A new definition of junkets in Macau

Under Macau’s 2023 gaming law, each junket promoter is permitted to work with only one of the city’s six casino concessionaires, though concessionaires may engage multiple junkets. Revenue-sharing arrangements have been eliminated, with promoters instead receiving a fixed commission of 1.25% on rolling-chip turnover. The revised law also prohibits junkets from extending casino credit and bars them from independently operating VIP rooms, which were once central to illegal betting activities.

These changes have reshaped VIP gaming performance. In 2025, VIP baccarat revenue reached approximately HK$66 billion, representing a nearly 25% increase year-on-year. However, it accounted for just 27.48% of total gaming revenue, significantly lower than the 46.24% share recorded in 2019. Looking ahead to 2026, JP Morgan forecasts growth of 7% to 8% in mass-market and slot gaming revenue, while VIP revenue is expected to decline by around 5%.

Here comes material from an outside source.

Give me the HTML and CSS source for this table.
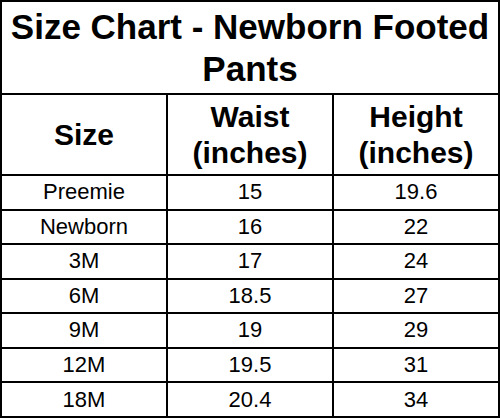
FILE: index.html
```html
<!DOCTYPE html>
<html lang="en">
<head>
<meta charset="utf-8">
<title>Size Chart - Newborn Footed Pants</title>
<link rel="stylesheet" href="styles.css">
</head>
<body>
<div class="chart" role="table">
  <div class="cell title" role="columnheader">Size Chart - Newborn Footed Pants</div>
  <div class="cell head" role="columnheader">Size</div>
  <div class="cell head" role="columnheader">Waist<br>(inches)</div>
  <div class="cell head" role="columnheader">Height<br>(inches)</div>

  <div class="cell">Preemie</div><div class="cell">15</div><div class="cell">19.6</div>
  <div class="cell">Newborn</div><div class="cell">16</div><div class="cell">22</div>
  <div class="cell">3M</div><div class="cell">17</div><div class="cell">24</div>
  <div class="cell">6M</div><div class="cell">18.5</div><div class="cell">27</div>
  <div class="cell">9M</div><div class="cell">19</div><div class="cell">29</div>
  <div class="cell">12M</div><div class="cell">19.5</div><div class="cell">31</div>
  <div class="cell">18M</div><div class="cell">20.4</div><div class="cell">34</div>
</div>
</body>
</html>
```

FILE: styles.css
```css
html, body {
  margin: 0;
  padding: 0;
  background: #fff;
}

.chart {
  box-sizing: border-box;
  width: 500px;
  height: 418px;
  display: grid;
  grid-template-columns: repeat(3, 1fr);
  grid-template-rows: 91px 79px repeat(7, 1fr);
  gap: 2px;
  padding: 2px;
  background: #000;
  font-family: "Liberation Sans", Arial, sans-serif;
  color: #000;
}

.cell {
  background: #fff;
  display: flex;
  align-items: center;
  justify-content: center;
  text-align: center;
  font-size: 22px;
  line-height: 1.2;
}

.title {
  grid-column: 1 / -1;
  font-size: 35px;
  font-weight: bold;
  line-height: 42px;
  padding: 0 8px;
}

.head {
  font-size: 30px;
  font-weight: bold;
  line-height: 36px;
}
```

As regulations tighten in Macau, junket operators seeking more favorable conditions have reportedly shifted operations to jurisdictions with looser oversight. Speaking at last year’s G2E Asia conference, attorney Luis Mesquita de Melo described Vietnam as “an emerging jurisdiction” for such activity.

“In Vietnam, junkets operate under the label of international tour operators or travel operators, but in substance they are the same junkets long associated with Macau,” said Mesquita de Melo, who is general counsel at Hoiana Resort & Golf in Hoi An. “The lack of regulation places these operations in a grey area, raising serious regulatory and compliance concerns.”